● **Directions**: Once the pictures are set aside, transcribe the remaining data exactly.
+++ Items
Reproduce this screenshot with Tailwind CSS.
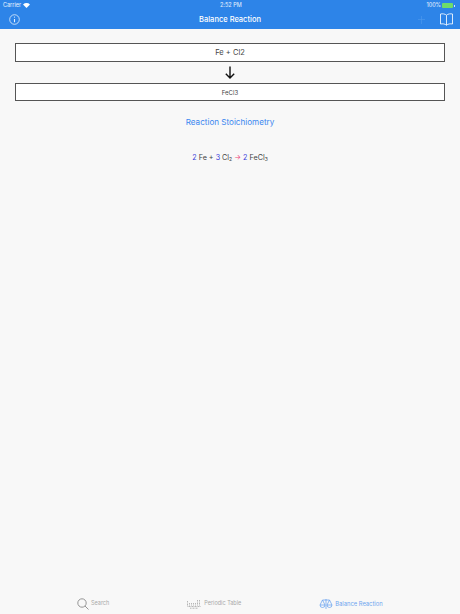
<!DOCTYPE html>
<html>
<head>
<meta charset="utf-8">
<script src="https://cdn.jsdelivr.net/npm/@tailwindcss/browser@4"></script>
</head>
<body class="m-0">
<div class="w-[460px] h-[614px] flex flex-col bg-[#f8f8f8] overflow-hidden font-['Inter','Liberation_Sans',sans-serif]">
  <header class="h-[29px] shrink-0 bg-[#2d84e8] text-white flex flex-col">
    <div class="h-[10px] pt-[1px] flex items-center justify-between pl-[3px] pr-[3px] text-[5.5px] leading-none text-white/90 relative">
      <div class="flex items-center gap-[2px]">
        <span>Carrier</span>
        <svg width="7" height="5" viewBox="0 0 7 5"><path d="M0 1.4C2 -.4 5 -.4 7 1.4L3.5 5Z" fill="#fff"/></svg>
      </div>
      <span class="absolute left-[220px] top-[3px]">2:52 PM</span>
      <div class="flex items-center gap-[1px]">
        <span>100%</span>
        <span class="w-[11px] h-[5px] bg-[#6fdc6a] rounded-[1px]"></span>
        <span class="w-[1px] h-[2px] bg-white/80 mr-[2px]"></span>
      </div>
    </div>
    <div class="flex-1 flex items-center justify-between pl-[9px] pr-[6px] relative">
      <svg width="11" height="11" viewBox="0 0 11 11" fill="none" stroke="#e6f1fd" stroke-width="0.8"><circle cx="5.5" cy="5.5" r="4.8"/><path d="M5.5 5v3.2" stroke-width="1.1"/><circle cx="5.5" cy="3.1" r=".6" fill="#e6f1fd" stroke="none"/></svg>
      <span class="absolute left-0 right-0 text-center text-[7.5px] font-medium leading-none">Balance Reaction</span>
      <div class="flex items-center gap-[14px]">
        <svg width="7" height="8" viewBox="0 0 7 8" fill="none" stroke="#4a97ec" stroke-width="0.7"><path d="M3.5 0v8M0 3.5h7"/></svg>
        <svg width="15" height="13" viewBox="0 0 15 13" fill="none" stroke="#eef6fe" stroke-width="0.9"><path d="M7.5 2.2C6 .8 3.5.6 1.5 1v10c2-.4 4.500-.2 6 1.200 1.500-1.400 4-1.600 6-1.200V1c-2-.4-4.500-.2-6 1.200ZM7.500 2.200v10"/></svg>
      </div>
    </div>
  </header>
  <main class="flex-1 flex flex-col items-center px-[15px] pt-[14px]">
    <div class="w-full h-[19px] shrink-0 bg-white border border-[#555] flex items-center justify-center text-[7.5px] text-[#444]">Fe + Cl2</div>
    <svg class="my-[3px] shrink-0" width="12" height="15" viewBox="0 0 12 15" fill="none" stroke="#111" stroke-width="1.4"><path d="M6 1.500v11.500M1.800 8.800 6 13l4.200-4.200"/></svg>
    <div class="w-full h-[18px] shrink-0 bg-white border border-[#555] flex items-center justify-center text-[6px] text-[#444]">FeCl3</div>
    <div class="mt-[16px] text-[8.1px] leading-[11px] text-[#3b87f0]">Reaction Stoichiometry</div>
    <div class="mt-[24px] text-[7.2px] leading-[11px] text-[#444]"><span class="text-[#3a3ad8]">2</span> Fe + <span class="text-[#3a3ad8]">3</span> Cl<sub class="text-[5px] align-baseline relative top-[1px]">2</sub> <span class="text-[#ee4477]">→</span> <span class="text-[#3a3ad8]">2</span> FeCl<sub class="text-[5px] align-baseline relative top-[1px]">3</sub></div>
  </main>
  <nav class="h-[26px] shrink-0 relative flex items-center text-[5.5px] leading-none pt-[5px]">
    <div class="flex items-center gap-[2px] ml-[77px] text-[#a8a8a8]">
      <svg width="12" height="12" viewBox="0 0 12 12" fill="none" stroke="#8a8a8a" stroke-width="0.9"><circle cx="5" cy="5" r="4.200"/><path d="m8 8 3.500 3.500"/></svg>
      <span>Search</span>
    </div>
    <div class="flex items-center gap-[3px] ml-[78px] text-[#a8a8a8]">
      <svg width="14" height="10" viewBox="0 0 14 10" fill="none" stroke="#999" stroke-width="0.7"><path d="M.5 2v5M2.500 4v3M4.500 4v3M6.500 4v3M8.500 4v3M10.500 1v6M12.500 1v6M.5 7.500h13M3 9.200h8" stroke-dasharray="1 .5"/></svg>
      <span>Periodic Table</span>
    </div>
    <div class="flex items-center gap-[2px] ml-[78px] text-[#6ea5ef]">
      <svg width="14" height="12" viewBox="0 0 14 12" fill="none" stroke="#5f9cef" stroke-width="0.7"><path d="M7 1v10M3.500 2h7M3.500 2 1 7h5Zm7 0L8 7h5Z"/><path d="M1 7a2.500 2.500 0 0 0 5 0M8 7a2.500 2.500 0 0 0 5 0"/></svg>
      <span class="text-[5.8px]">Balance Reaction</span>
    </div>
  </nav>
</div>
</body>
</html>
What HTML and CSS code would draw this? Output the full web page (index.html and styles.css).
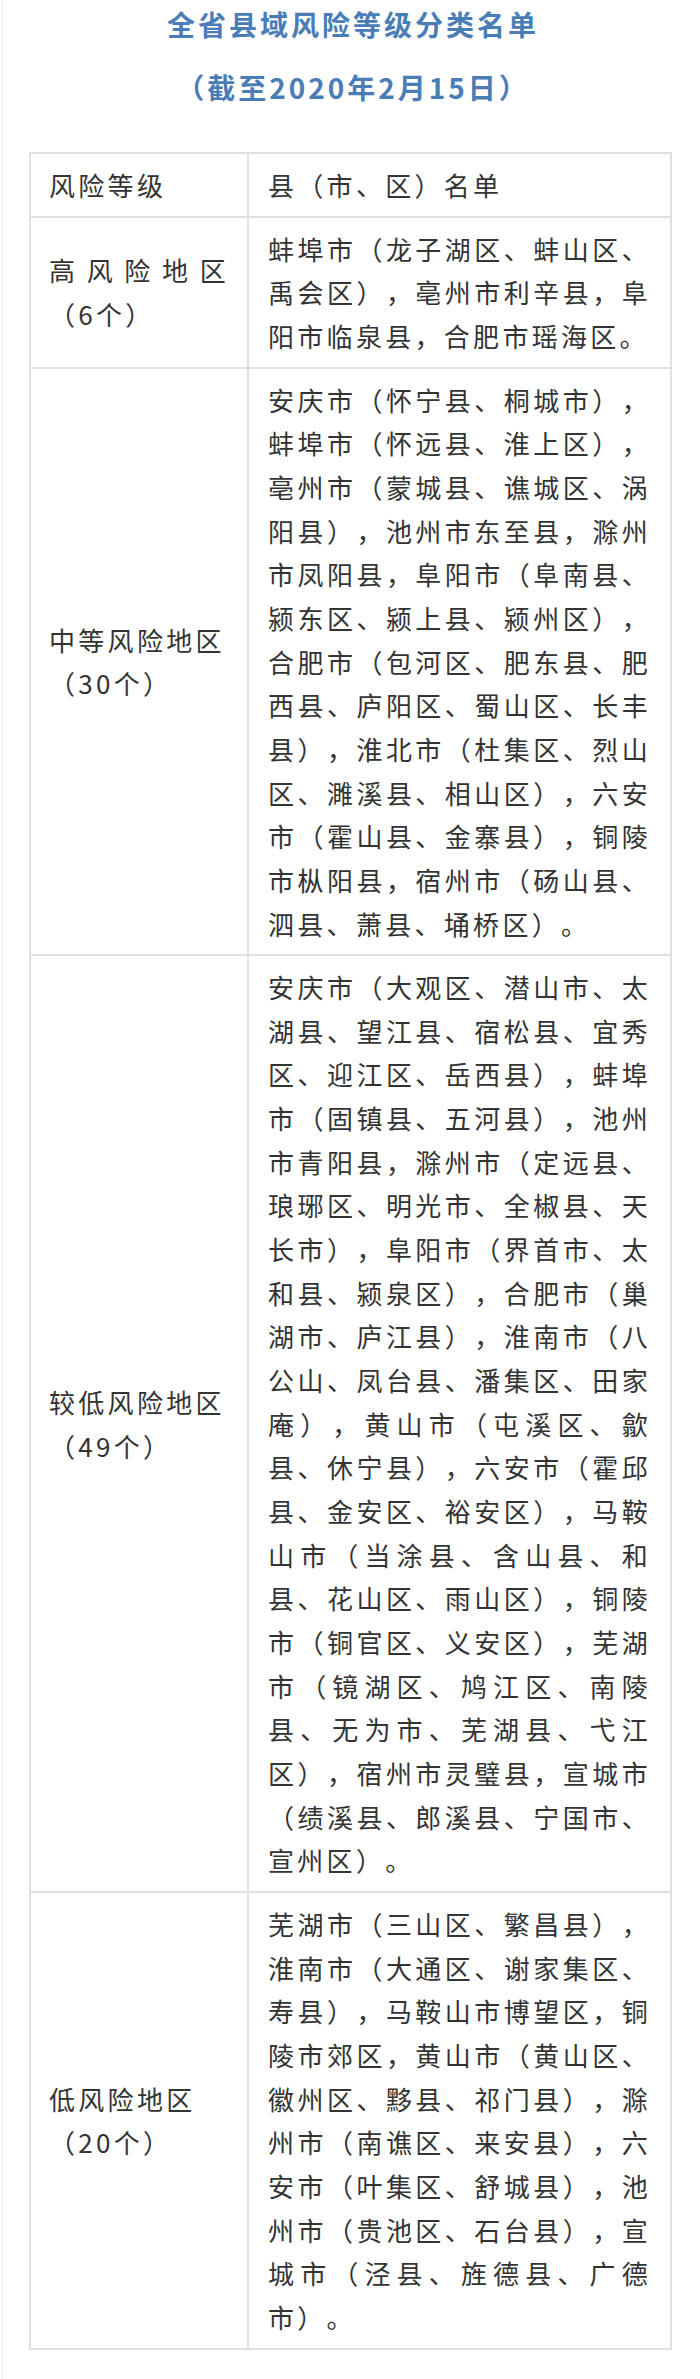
++++++
● **Task result**:
Reproduce this screenshot with Tailwind CSS.
<!DOCTYPE html>
<html>
<head>
<meta charset="utf-8">
<script src="https://cdn.jsdelivr.net/npm/@tailwindcss/browser@4"></script>
</head>
<body class="m-0">
<div class="w-[460px] h-[614px] flex flex-col bg-[#f8f8f8] overflow-hidden font-['Inter','Liberation_Sans',sans-serif]">
  <header class="h-[29px] shrink-0 bg-[#2d84e8] text-white flex flex-col">
    <div class="h-[10px] pt-[1px] flex items-center justify-between pl-[3px] pr-[3px] text-[5.5px] leading-none text-white/90 relative">
      <div class="flex items-center gap-[2px]">
        <span>Carrier</span>
        <svg width="7" height="5" viewBox="0 0 7 5"><path d="M0 1.4C2 -.4 5 -.4 7 1.4L3.5 5Z" fill="#fff"/></svg>
      </div>
      <span class="absolute left-[220px] top-[3px]">2:52 PM</span>
      <div class="flex items-center gap-[1px]">
        <span>100%</span>
        <span class="w-[11px] h-[5px] bg-[#6fdc6a] rounded-[1px]"></span>
        <span class="w-[1px] h-[2px] bg-white/80 mr-[2px]"></span>
      </div>
    </div>
    <div class="flex-1 flex items-center justify-between pl-[9px] pr-[6px] relative">
      <svg width="11" height="11" viewBox="0 0 11 11" fill="none" stroke="#e6f1fd" stroke-width="0.8"><circle cx="5.5" cy="5.5" r="4.8"/><path d="M5.5 5v3.2" stroke-width="1.1"/><circle cx="5.5" cy="3.1" r=".6" fill="#e6f1fd" stroke="none"/></svg>
      <span class="absolute left-0 right-0 text-center text-[7.5px] font-medium leading-none">Balance Reaction</span>
      <div class="flex items-center gap-[14px]">
        <svg width="7" height="8" viewBox="0 0 7 8" fill="none" stroke="#4a97ec" stroke-width="0.7"><path d="M3.5 0v8M0 3.5h7"/></svg>
        <svg width="15" height="13" viewBox="0 0 15 13" fill="none" stroke="#eef6fe" stroke-width="0.9"><path d="M7.5 2.2C6 .8 3.5.6 1.5 1v10c2-.4 4.500-.2 6 1.200 1.500-1.400 4-1.600 6-1.200V1c-2-.4-4.500-.2-6 1.200ZM7.500 2.200v10"/></svg>
      </div>
    </div>
  </header>
  <main class="flex-1 flex flex-col items-center px-[15px] pt-[14px]">
    <div class="w-full h-[19px] shrink-0 bg-white border border-[#555] flex items-center justify-center text-[7.5px] text-[#444]">Fe + Cl2</div>
    <svg class="my-[3px] shrink-0" width="12" height="15" viewBox="0 0 12 15" fill="none" stroke="#111" stroke-width="1.4"><path d="M6 1.500v11.500M1.800 8.800 6 13l4.200-4.200"/></svg>
    <div class="w-full h-[18px] shrink-0 bg-white border border-[#555] flex items-center justify-center text-[6px] text-[#444]">FeCl3</div>
    <div class="mt-[16px] text-[8.1px] leading-[11px] text-[#3b87f0]">Reaction Stoichiometry</div>
    <div class="mt-[24px] text-[7.2px] leading-[11px] text-[#444]"><span class="text-[#3a3ad8]">2</span> Fe + <span class="text-[#3a3ad8]">3</span> Cl<sub class="text-[5px] align-baseline relative top-[1px]">2</sub> <span class="text-[#ee4477]">→</span> <span class="text-[#3a3ad8]">2</span> FeCl<sub class="text-[5px] align-baseline relative top-[1px]">3</sub></div>
  </main>
  <nav class="h-[26px] shrink-0 relative flex items-center text-[5.5px] leading-none pt-[5px]">
    <div class="flex items-center gap-[2px] ml-[77px] text-[#a8a8a8]">
      <svg width="12" height="12" viewBox="0 0 12 12" fill="none" stroke="#8a8a8a" stroke-width="0.9"><circle cx="5" cy="5" r="4.200"/><path d="m8 8 3.500 3.500"/></svg>
      <span>Search</span>
    </div>
    <div class="flex items-center gap-[3px] ml-[78px] text-[#a8a8a8]">
      <svg width="14" height="10" viewBox="0 0 14 10" fill="none" stroke="#999" stroke-width="0.7"><path d="M.5 2v5M2.500 4v3M4.500 4v3M6.500 4v3M8.500 4v3M10.500 1v6M12.500 1v6M.5 7.500h13M3 9.200h8" stroke-dasharray="1 .5"/></svg>
      <span>Periodic Table</span>
    </div>
    <div class="flex items-center gap-[2px] ml-[78px] text-[#6ea5ef]">
      <svg width="14" height="12" viewBox="0 0 14 12" fill="none" stroke="#5f9cef" stroke-width="0.7"><path d="M7 1v10M3.500 2h7M3.500 2 1 7h5Zm7 0L8 7h5Z"/><path d="M1 7a2.500 2.500 0 0 0 5 0M8 7a2.500 2.500 0 0 0 5 0"/></svg>
      <span class="text-[5.8px]">Balance Reaction</span>
    </div>
  </nav>
</div>
</body>
</html>
What HTML and CSS code would draw this? Output the full web page (index.html and styles.css).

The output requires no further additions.